Seperti kakak-kakakku yang lain, aku ta’aruf dengan seseorang. Tak bisa telepati, juga kemampuan ajaib lainnya. Hanya seorang biasa – itu yang membuatnya spesial bagiku. Tapi ia adalah jodohku, pemimpinku. Saat prosesi pernikahan, ia tak datang, katanya sakit – mungkin akibat terlalu sibuk dengan organisasi barunya. Yang datang hanya dua orang perempuan teman dekatnya di forum yang dia bikin. Tanpa basa-basi, saat aku menjabat tangan temannya itu, aku berbisik di telinganya,”Dia mana?” karena katanya ia berniat datang ke pernikahanku. Aku membayangkan ia yang sedih melihatku bersanding dengan pria selain dirinya. Namun ternyata, ia juga turut bahagia – bahkan ia tertawa riang, mengirim doa dan ucapan selamat, meski hanya lewat sms. Secara usia, ia masih muda – selisih dua tahun denganku. Namun kedewasaannya dalam menghadapi masalah kehidupan, sungguh, mirip orang tua. Lucu. Ia pernah bilang padaku, bahwa kakak tingkatnya pernah berkata padanya,”Kamu secara usia masih muda, tapi kedewasaanmu udah gosong,” aku hanya tertawa saat itu.

Kamu... sebenarnya apa sih? Tidak pernah meminta apapun, selalu memberi, tak berharap, tertawa saat diejek, juga tak berekpresi saat ada yang memujinya. Unik, luar biasa – tapi ia tak suka disebut itu, ‘gila’ dengan filsafatnya, penulis yang tak masuk akal. Apakah ia cenayang? Malaikat atau iblis? Manusia yang tercerahkan – tapi kok kulitnya agak gelap ya, hehe? Tapi, apapun kamu, terima kasih telah menjadi jalanku untuk bertemu dengan jodohku, pangeranku. Aku belajar banyak darimu. Kebersahajaan, optimisme tersembunyi, keikhlasan, ketabahan, juga sikap tenang yang tak dibuat-buat, cinta dan kasih sayang, karya, kepatuhan pada orang tua dan suami, juga ‘kegilaan’ yang tak masuk akal.

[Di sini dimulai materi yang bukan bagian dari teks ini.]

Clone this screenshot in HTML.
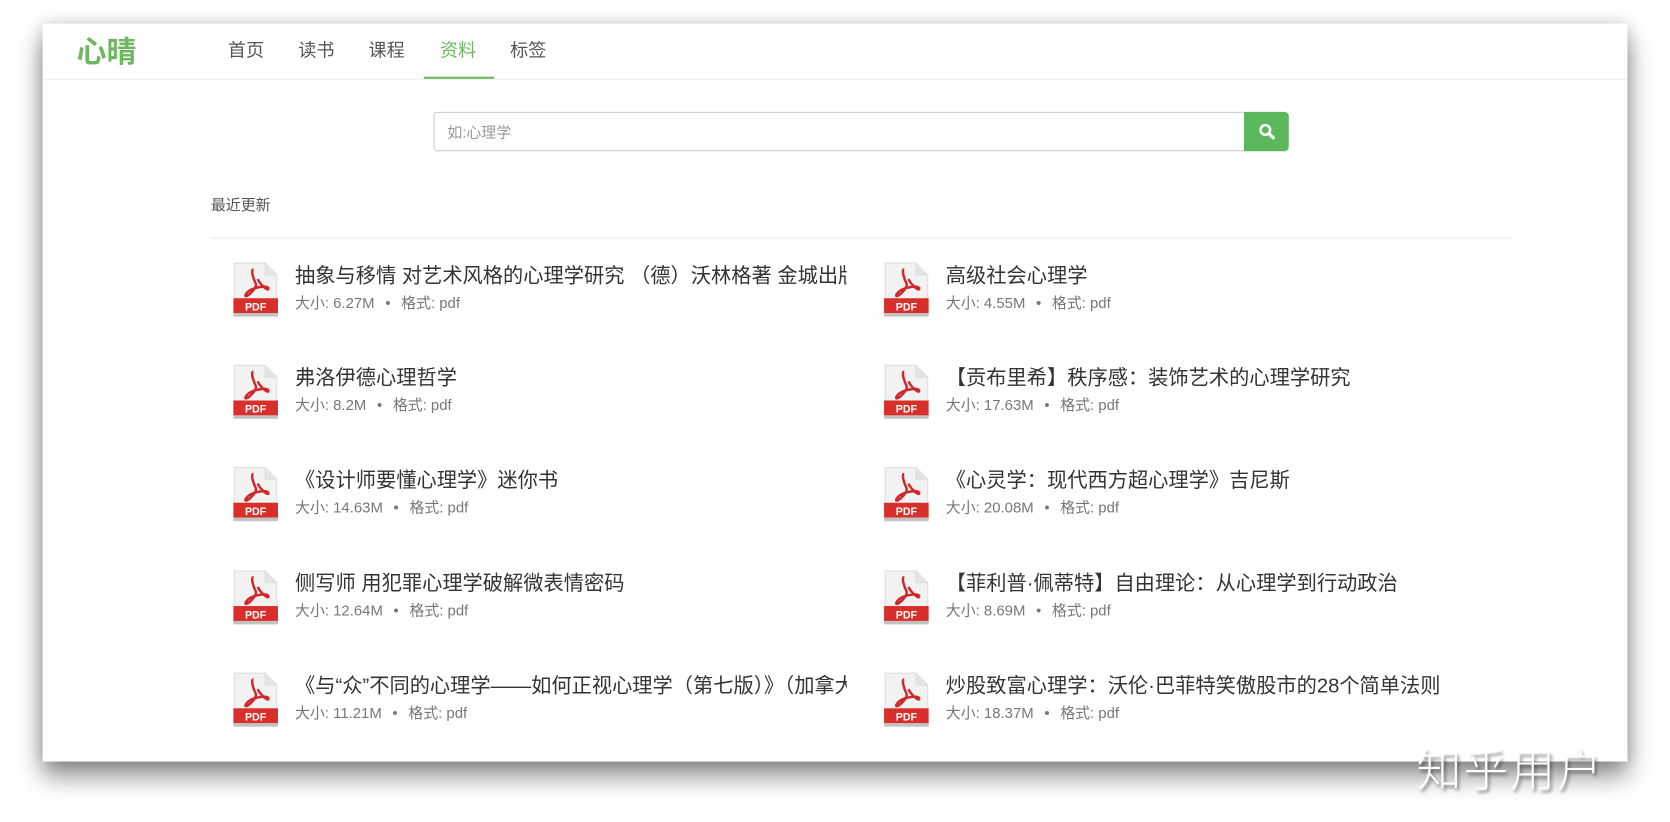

Kepada Abdullah Faridz lelaki penuh ketenangan juga penerawangan. Aku dibuatnya nyaman dengan segala pengetahuannya. Mengajakku untuk sembuh dari segala penyakit fisik maupun rohani. Namun takdir yang tercatat memang tidak mengharuskan kita hidup bersama. Kami sadar akan itu, tanpa tatap muka kami sepakat memilih jalan kami masing2._PUBLISHED JANUARI 19, 2012 BY LITTLEPIPIT_
Tags

Post a Comment

0Comments
Post a Comment (0)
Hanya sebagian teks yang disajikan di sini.